Have you ever had the problem where a tool or a piece of software works fine on your machine, but the moment you install it on someone else's you get all kinds of issues? Well, I have, and particularly for this reason Docker was invented! In this blog post we will take a quick look at what Docker is and how easy it is to run a database in a Docker container. This container will work on any machine. I promise. Along the way you also learn some Docker specific lingo.
According to the official docs, Docker is and "open platform for developing, shipping, and running applications. Docker enables you to separate your applications from your infrastructure so you can deliver software quickly. With Docker, you can manage your infrastructure in the same ways you manage your applications."
For fully understanding Docker we also need to talk about the difference between Docker and a Virtual Machine (VM). The latter often runs in cloud environments like AWS and Azure. Whenever you create a VM you are sharing the hardware with others and other VMs. What these cloud environments are doing is 'virtualise' the hardware. Docker doesn't do that and does it differently. In a VM you can have multiple Operating Systems running on the same hardware, whilst with Docker you virtualise the Operating System. Therefore, the big difference between VMs and Docker containers is that the former can have multiple (Guest) Operating Systems on the same hardware, through for example VMWare (which is called a Hypervisor). Whilst when you install Docker, you are going to use the Docker Engine to create isolated entities on the OS. These entities are called containers. Docker therefore allows you to automate the deployment of applications in these containers.
Enough theory, let's jump into installing Docker and firing up a Postgres database. In order to use Docker you first need to install it. You can either install Docker on a Desktop machine (both Windows and Mac), or on a server (Linux based installations). For this tutorial we're going to install Docker on a Mac. Windows installation instructions can be found here. For a Mac (and I think also for Windows) the installation is fairly straightforward. You download the app and drag it to Applications. Then you double click the Docker.app and it should start. You can check if it's working when there is a Docker icon (the whale or ship like image with containers) on the top right next to your other small icons. If this is the case you can quickly follow the 'Hello World' example to get up and running.

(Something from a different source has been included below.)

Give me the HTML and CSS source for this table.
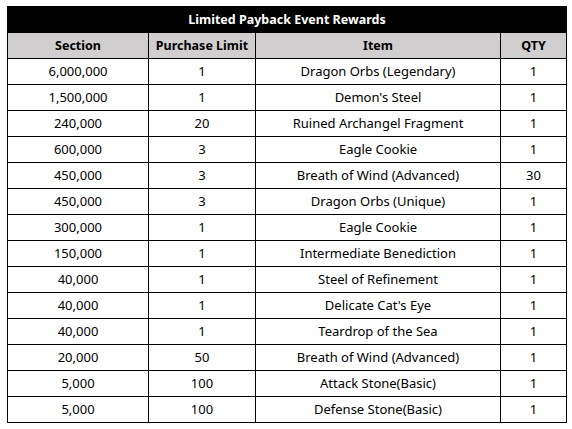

Hands down the easiest way of running a clean Postgres database is by running this command in a terminal window (after Docker has been installed):
docker run --name postgres-db -e POSTGRES_PASSWORD=docker -p 5432:5432 -d postgres
But what does it do?
- Last section of the command grabs the latest 'postgres' Docker image from the Docker Hub
- -d means that you enable Docker to run the container in the background
- -p plus the port numbers means you map the containers port 5432 to the external port 5432 - this allows you to connect to it from the outside
- POSTGRES_PASSWORD sets the password to docker. This is the password that gives you access to your database
- the —name property gives your container a name and means you can easily find it back
Now you can connect to this brand new Postgres database in any tool that allows you to communicate with databases. I tend to use RazorSQL or DBeaver. You need to use the following connection details to actually connect to the DB:
- Host: localhost
- Port: 5432
- User: postgres
- Password: docker
Once connected you can do anything you want with the database (Create tables, load data etc). But as you can see the database is completely empty. However, the real power of Docker is when you want to easily provision a database that has already content in it. This can be a simple or a complex database structure and schema. The choice is all yours. What this also means is that you can easily spin up such a container (and shut it down). Let's see how below:
In order to create a pre-populated database we need to create a Dockerfile. This is a bit of a strange file. At least the first time I saw one. It doesn't have a file extension. It's basically a text document that is being used by Docker and describes what it needs to do. Basically a set of instructions. In our example we want to do the following:
- Pull down the latest Postgres image from the Docker Hub
- Set the environment variable for password to 'docker'
- Create a database, let's call it 'world'
- Use a sql dump file to create the table schema and populate it with data
Above I described what I want in this file. Now let's create it. Create an new file and call it 'Dockerfile'. Use a text editor like VS Code to open it and add the following:
FROM postgres ENV POSTGRES_PASSWORD docker ENV POSTGRES_DB world COPY world.sql /docker-entrypoint-initdb.d/
The last line points at a SQL dump file. You can find the one I'm using here. Download it and put the .sql file in the same folder as the Dockerfile. Next step is to create our image by typing this command in the terminal:
docker build -t my-postgres-db ./
The above line tells Docker to build an image from the Dockerfile and give it a name of 'my-postgres-db'. In order to see your images you can run
docker images -a
Great, now we got our own image called 'my-postgres-db'. We can run it as a container by doing the following:
docker run -d --name my-postgresdb-container -p 5432:5432 my-postgres-db
You can now connect to this database by using the login details specified in the Dockerfile.